Short problem
Transcribe all of the material below word for word and leave out its pictures.

Information supplied
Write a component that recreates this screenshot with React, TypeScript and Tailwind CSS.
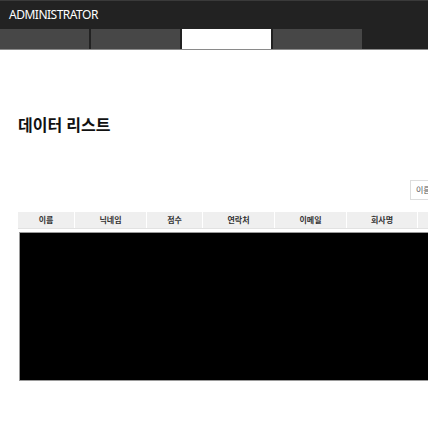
export default function App() {
  const tabs = [false, false, true, false];
  const cols = [
    { label: '이름', w: 'w-[57px]' },
    { label: '닉네임', w: 'w-[72px]' },
    { label: '점수', w: 'w-[56px]' },
    { label: '연락처', w: 'w-[72px]' },
    { label: '이메일', w: 'w-[72px]' },
    { label: '회사명', w: 'w-[71px]' },
    { label: '', w: 'w-[72px]' },
  ];

  return (
    <div
      className="w-[428px] h-[427px] overflow-hidden bg-white"
      style={{ fontFamily: '"Noto Sans", "Noto Sans CJK KR", sans-serif' }}
    >
      <header className="bg-[#222222] border-t border-[#3a3a3a] border-b border-b-[#8a8a8a]">
        <div className="h-[28px] flex items-center pl-[9px] text-[12px] tracking-[-0.5px] text-white">ADMINISTRATOR</div>
        <nav className="flex gap-[2px] h-[20px]">
          {tabs.map((active, i) => (
            <div key={i} className={`w-[89px] ${active ? 'bg-white' : 'bg-[#474747]'}`} />
          ))}
        </nav>
      </header>

      <main className="pl-[18px]">
        <h1 className="mt-[64px] text-[16px] font-bold text-[#111] leading-[22px]">데이터 리스트</h1>

        <div className="mt-[44px] flex justify-end -mr-[40px]">
          <div className="w-[58px] h-[20px] border border-[#dddddd] bg-white text-[8px] text-[#555] flex items-center pl-[5px]">
            이름
          </div>
        </div>

        <div className="mt-[12px] w-[600px]">
          <div className="flex h-[17px] bg-[#efefef] border-b border-[#e2e2e2]">
            {cols.map((c, i) => (
              <div
                key={i}
                className={`${c.w} flex items-center justify-center text-[8px] font-bold text-[#333] border-r border-white`}
              >
                {c.label}
              </div>
            ))}
          </div>
          <div className="mt-[3px] ml-[1px] h-[149px] bg-black border border-[#9a9a9a]" />
        </div>
      </main>
    </div>
  );
}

Solution below
Write a component that recreates this screenshot with React, TypeScript and Tailwind CSS.
export default function App() {
  const tabs = [false, false, true, false];
  const cols = [
    { label: '이름', w: 'w-[57px]' },
    { label: '닉네임', w: 'w-[72px]' },
    { label: '점수', w: 'w-[56px]' },
    { label: '연락처', w: 'w-[72px]' },
    { label: '이메일', w: 'w-[72px]' },
    { label: '회사명', w: 'w-[71px]' },
    { label: '', w: 'w-[72px]' },
  ];

  return (
    <div
      className="w-[428px] h-[427px] overflow-hidden bg-white"
      style={{ fontFamily: '"Noto Sans", "Noto Sans CJK KR", sans-serif' }}
    >
      <header className="bg-[#222222] border-t border-[#3a3a3a] border-b border-b-[#8a8a8a]">
        <div className="h-[28px] flex items-center pl-[9px] text-[12px] tracking-[-0.5px] text-white">ADMINISTRATOR</div>
        <nav className="flex gap-[2px] h-[20px]">
          {tabs.map((active, i) => (
            <div key={i} className={`w-[89px] ${active ? 'bg-white' : 'bg-[#474747]'}`} />
          ))}
        </nav>
      </header>

      <main className="pl-[18px]">
        <h1 className="mt-[64px] text-[16px] font-bold text-[#111] leading-[22px]">데이터 리스트</h1>

        <div className="mt-[44px] flex justify-end -mr-[40px]">
          <div className="w-[58px] h-[20px] border border-[#dddddd] bg-white text-[8px] text-[#555] flex items-center pl-[5px]">
            이름
          </div>
        </div>

        <div className="mt-[12px] w-[600px]">
          <div className="flex h-[17px] bg-[#efefef] border-b border-[#e2e2e2]">
            {cols.map((c, i) => (
              <div
                key={i}
                className={`${c.w} flex items-center justify-center text-[8px] font-bold text-[#333] border-r border-white`}
              >
                {c.label}
              </div>
            ))}
          </div>
          <div className="mt-[3px] ml-[1px] h-[149px] bg-black border border-[#9a9a9a]" />
        </div>
      </main>
    </div>
  );
}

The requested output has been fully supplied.